[Begin Source data]

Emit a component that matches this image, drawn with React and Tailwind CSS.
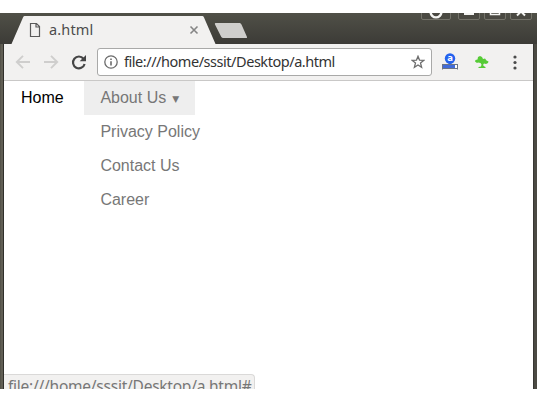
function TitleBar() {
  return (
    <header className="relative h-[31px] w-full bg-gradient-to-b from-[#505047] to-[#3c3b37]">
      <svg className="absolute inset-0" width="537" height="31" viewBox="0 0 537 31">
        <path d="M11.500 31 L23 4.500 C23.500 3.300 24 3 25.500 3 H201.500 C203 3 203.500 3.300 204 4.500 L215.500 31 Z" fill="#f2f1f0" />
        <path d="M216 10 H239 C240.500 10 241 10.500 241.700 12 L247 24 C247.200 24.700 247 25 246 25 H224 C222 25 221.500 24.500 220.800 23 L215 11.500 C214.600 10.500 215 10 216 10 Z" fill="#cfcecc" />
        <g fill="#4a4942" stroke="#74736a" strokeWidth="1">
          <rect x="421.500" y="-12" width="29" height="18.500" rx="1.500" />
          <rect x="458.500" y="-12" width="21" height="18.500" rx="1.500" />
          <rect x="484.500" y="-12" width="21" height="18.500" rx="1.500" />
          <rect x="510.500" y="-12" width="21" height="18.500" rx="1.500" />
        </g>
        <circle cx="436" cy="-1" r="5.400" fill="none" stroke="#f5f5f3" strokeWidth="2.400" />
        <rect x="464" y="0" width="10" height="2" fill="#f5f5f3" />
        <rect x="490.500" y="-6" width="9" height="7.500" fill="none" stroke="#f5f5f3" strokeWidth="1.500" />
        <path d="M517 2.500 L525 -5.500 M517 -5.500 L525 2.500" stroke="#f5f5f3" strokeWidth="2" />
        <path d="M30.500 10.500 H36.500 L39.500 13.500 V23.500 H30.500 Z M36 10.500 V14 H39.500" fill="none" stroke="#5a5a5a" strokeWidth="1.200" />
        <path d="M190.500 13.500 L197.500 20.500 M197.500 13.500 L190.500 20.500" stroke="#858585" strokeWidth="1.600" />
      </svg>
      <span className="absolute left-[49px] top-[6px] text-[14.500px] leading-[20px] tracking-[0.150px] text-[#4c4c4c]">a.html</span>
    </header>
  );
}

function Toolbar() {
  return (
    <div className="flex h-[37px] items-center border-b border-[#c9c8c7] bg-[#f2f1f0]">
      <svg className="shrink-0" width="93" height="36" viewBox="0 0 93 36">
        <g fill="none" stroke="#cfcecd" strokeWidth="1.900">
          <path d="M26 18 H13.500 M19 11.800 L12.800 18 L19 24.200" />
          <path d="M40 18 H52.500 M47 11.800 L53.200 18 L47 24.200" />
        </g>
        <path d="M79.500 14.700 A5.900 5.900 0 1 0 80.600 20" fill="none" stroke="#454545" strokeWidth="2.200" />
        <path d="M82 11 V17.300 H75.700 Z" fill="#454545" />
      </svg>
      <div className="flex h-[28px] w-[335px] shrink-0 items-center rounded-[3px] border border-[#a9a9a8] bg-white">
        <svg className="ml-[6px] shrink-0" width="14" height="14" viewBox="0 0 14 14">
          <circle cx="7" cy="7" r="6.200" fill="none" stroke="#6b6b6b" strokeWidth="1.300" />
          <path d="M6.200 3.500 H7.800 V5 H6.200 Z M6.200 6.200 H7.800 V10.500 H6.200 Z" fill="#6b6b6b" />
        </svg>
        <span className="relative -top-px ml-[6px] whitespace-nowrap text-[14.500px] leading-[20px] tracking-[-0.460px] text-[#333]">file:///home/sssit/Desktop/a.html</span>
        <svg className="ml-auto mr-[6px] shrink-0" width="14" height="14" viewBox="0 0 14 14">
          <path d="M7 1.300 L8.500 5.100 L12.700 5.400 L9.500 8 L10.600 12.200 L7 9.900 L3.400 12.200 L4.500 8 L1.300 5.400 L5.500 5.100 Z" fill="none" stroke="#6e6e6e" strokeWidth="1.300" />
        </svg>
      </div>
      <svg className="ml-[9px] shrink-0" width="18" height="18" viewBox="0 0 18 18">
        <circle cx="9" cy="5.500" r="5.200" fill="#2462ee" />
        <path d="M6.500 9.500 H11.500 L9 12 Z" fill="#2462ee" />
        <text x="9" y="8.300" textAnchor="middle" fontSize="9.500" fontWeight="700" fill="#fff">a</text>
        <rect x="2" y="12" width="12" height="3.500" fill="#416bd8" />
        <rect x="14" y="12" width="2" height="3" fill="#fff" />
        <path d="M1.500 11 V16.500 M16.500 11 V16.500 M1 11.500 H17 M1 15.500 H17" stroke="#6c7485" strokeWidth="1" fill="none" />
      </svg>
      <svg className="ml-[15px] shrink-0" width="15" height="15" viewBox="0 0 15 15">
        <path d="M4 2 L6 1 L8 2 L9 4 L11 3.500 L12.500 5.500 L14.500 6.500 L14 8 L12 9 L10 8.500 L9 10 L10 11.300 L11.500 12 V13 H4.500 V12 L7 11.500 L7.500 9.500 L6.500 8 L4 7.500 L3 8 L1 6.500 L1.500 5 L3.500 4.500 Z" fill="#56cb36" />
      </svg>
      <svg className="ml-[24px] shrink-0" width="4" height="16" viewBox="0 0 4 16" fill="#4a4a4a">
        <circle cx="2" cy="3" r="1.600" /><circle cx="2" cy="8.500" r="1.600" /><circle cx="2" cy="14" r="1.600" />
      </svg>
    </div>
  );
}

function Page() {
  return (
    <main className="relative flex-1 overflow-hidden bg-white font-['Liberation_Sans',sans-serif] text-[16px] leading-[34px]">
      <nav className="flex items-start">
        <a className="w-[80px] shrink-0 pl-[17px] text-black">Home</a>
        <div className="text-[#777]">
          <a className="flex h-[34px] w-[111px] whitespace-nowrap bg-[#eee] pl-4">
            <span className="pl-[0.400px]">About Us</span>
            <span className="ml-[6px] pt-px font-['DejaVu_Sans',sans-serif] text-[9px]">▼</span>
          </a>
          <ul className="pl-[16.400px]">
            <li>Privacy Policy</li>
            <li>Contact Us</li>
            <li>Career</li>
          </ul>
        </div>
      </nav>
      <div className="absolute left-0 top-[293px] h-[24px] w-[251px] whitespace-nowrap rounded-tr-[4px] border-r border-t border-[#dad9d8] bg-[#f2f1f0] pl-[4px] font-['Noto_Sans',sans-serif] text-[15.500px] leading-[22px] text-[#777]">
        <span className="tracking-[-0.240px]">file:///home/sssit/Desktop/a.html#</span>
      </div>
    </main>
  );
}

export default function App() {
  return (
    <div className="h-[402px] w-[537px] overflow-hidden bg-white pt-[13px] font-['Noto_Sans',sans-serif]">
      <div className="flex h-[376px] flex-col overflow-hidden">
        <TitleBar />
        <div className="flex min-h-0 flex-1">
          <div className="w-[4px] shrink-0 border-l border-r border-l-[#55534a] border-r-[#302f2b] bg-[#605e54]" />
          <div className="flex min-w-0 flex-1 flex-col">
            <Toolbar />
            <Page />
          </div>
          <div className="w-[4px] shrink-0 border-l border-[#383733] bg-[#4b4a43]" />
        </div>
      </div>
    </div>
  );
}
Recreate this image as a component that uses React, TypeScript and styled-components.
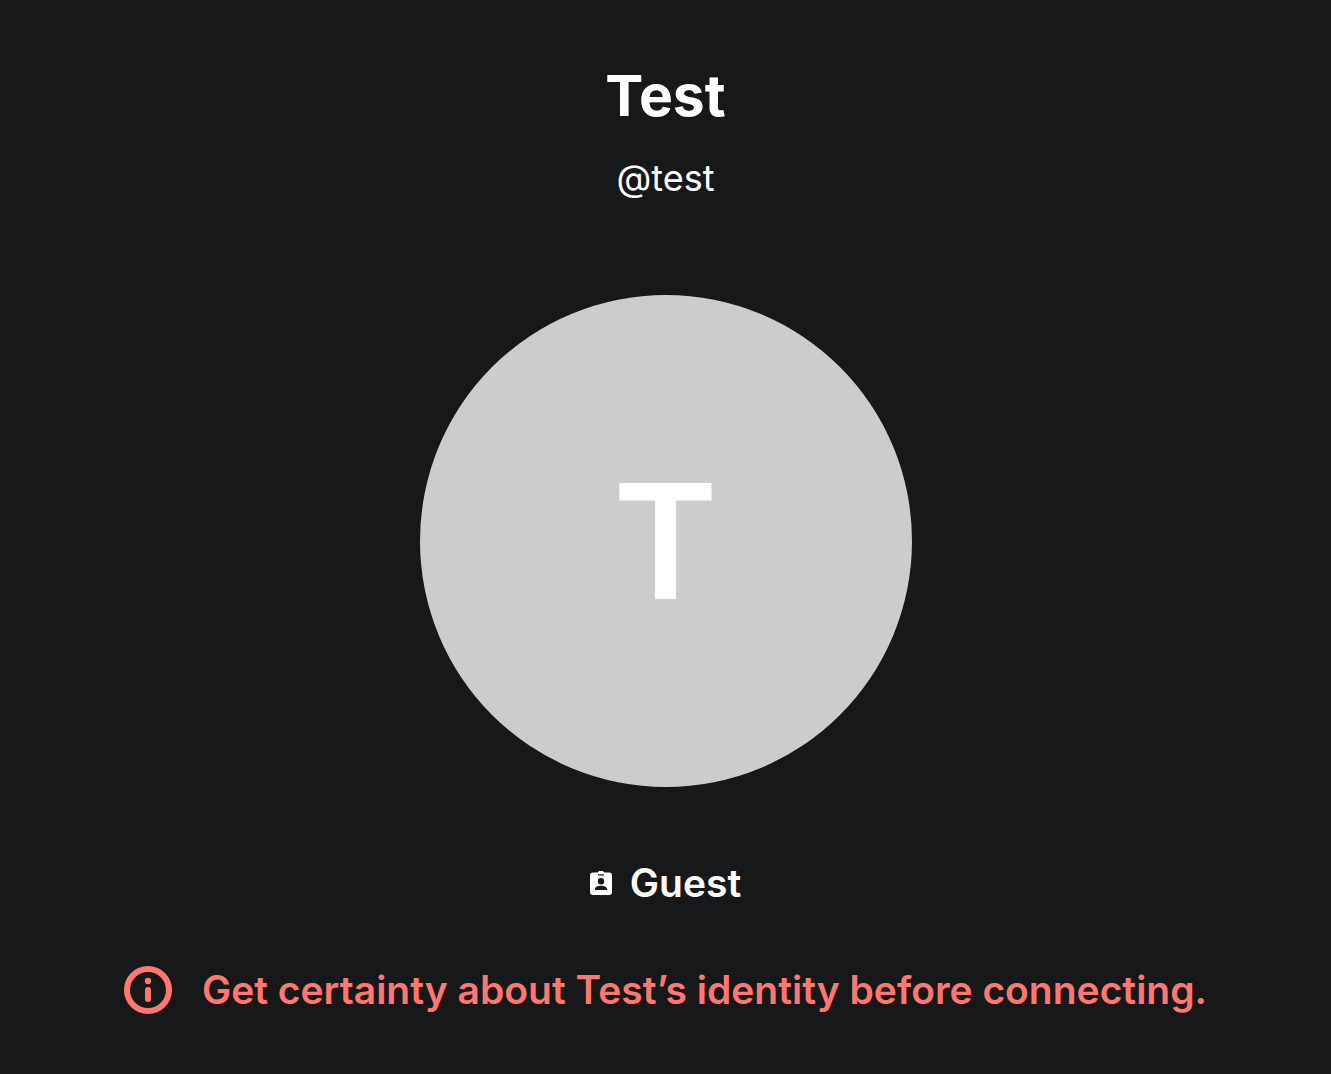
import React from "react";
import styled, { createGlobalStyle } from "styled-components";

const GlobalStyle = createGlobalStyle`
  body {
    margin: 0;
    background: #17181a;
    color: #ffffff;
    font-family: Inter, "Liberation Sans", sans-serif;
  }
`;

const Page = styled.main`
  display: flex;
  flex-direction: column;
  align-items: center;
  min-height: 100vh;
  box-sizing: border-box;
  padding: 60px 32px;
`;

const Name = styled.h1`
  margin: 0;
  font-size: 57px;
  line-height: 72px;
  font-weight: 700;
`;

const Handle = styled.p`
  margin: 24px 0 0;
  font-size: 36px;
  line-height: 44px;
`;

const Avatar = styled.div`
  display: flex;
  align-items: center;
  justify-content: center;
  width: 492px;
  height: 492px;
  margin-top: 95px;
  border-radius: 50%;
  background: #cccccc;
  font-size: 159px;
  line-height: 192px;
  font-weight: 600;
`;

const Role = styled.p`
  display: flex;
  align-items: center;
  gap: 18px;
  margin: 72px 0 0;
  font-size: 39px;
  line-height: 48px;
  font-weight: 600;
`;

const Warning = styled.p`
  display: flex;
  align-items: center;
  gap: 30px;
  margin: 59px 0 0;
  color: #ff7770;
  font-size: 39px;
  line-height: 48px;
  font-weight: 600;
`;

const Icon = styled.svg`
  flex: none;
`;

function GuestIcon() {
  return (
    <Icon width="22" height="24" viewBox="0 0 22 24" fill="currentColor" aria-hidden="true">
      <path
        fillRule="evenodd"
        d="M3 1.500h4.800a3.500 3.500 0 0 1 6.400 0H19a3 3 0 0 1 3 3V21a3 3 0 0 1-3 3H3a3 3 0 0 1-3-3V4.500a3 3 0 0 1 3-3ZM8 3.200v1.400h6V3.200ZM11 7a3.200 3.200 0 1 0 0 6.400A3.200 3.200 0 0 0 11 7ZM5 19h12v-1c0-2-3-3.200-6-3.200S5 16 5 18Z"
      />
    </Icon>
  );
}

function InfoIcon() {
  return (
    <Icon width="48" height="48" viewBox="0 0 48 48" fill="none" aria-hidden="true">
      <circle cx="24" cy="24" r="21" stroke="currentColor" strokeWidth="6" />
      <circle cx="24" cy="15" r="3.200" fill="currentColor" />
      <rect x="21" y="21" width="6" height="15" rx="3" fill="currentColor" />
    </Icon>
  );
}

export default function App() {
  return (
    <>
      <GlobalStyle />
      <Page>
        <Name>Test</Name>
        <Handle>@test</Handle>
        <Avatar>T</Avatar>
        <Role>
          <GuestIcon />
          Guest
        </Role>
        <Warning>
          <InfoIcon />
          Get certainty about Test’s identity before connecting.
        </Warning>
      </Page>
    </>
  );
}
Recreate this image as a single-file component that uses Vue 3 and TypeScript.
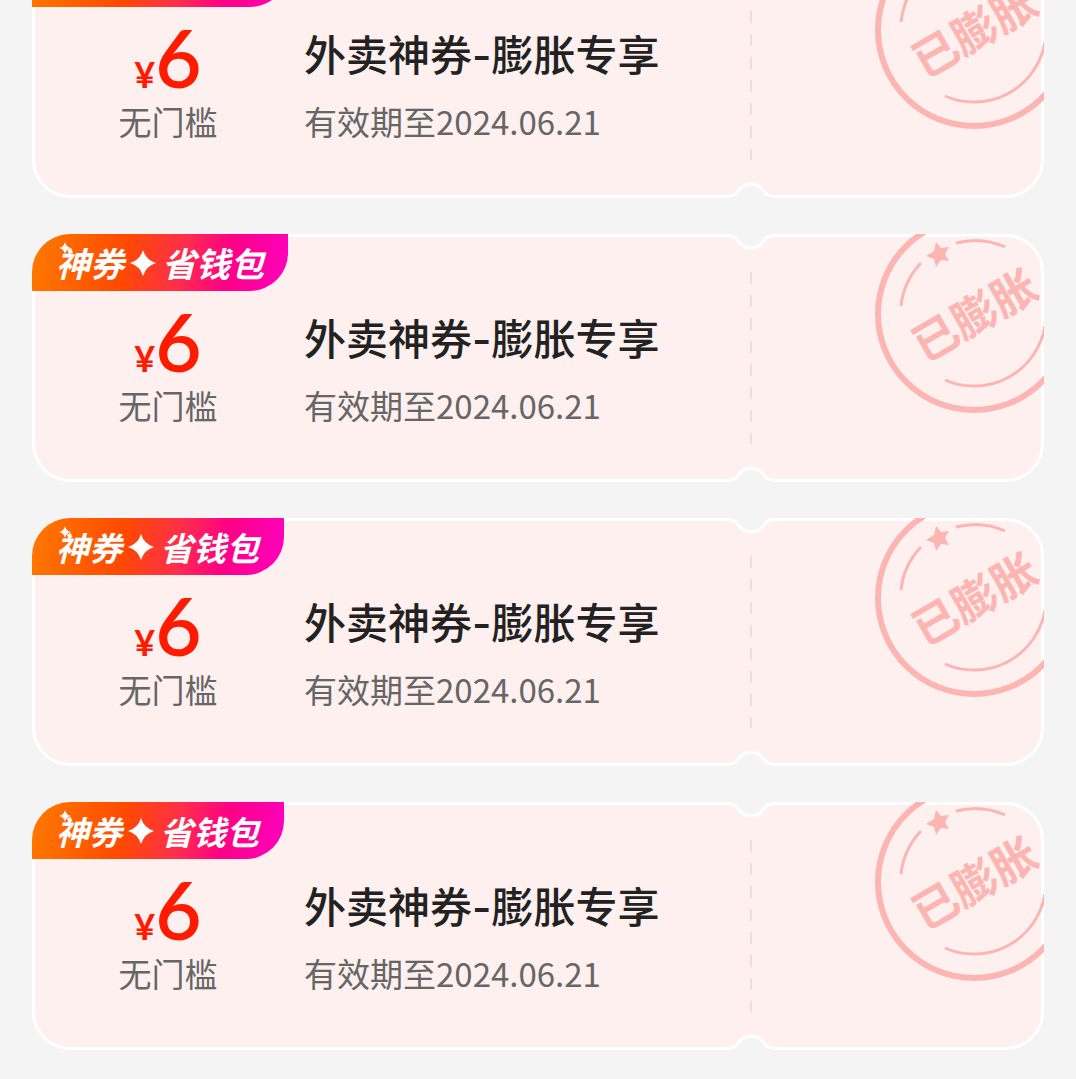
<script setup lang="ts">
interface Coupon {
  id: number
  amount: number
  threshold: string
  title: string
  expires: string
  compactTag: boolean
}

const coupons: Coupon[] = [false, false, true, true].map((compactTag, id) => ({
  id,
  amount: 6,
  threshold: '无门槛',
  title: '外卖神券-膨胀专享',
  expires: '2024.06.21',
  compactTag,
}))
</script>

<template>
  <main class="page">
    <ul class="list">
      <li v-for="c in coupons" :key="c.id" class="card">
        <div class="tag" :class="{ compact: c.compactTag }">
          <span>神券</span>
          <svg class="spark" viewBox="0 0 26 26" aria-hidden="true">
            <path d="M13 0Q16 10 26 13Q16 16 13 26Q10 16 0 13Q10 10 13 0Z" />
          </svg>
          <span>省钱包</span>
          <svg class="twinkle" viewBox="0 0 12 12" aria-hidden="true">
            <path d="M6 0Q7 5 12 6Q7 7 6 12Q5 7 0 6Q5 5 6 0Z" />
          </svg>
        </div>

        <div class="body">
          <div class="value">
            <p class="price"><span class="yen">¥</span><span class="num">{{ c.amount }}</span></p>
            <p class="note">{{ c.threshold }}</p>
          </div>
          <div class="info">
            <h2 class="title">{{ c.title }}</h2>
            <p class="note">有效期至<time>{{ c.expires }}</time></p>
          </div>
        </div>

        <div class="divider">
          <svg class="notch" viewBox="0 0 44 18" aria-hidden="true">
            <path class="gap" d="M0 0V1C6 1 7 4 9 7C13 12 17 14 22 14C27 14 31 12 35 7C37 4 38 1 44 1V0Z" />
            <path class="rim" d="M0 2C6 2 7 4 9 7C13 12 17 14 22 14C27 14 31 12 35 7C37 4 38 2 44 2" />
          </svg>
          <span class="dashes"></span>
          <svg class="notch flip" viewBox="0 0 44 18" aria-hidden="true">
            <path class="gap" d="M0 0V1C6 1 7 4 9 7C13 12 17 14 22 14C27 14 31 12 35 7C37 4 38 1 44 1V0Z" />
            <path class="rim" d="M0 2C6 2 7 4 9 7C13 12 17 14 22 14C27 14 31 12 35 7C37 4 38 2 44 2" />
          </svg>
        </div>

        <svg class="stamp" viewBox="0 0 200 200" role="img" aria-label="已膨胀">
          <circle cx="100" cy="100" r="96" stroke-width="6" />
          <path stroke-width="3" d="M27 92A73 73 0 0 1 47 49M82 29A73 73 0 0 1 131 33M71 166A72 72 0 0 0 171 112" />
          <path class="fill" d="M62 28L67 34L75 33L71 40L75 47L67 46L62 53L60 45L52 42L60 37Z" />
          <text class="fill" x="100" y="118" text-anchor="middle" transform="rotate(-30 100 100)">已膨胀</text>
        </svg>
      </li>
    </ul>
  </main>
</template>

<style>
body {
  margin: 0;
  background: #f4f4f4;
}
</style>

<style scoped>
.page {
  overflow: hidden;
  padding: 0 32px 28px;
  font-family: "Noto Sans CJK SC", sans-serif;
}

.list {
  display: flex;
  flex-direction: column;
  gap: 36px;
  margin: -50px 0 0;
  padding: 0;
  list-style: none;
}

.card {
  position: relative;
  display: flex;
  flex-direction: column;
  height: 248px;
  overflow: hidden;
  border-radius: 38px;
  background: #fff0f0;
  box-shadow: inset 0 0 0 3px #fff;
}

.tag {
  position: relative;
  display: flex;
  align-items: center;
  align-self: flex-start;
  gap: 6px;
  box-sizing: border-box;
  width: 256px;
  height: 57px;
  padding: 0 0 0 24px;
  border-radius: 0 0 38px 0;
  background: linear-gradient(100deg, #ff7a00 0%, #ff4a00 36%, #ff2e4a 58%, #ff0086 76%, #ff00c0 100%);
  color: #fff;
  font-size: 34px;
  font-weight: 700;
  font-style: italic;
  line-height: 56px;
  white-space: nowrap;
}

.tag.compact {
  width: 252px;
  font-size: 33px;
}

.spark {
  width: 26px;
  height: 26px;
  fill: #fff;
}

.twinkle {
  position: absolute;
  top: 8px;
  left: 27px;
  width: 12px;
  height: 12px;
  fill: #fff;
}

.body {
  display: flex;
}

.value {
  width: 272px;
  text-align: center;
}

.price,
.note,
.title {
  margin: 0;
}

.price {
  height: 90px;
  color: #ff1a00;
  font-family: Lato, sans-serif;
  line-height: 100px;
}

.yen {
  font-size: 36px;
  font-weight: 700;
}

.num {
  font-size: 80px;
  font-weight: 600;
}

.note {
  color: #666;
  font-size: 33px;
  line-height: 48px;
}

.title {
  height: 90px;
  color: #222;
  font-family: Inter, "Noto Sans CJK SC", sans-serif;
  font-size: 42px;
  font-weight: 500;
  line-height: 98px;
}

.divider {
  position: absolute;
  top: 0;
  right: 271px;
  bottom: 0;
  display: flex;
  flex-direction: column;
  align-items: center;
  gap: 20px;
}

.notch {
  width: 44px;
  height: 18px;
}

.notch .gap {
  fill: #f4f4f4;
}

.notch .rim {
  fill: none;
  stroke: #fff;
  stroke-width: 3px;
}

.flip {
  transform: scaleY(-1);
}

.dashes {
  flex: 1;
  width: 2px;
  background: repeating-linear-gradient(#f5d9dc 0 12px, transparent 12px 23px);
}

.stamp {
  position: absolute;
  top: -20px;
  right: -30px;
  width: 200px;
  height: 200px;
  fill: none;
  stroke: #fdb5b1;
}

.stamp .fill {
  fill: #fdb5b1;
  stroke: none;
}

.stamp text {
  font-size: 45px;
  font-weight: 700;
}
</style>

[End Source data]

Scan the data above; copy every line where "styled" appears.

> **Written answer**:
Recreate this image as a component that uses React, TypeScript and styled-components.
import styled, { createGlobalStyle } from "styled-components";
const Page = styled.main`
const Name = styled.h1`
const Handle = styled.p`
const Avatar = styled.div`
const Role = styled.p`
const Warning = styled.p`
const Icon = styled.svg`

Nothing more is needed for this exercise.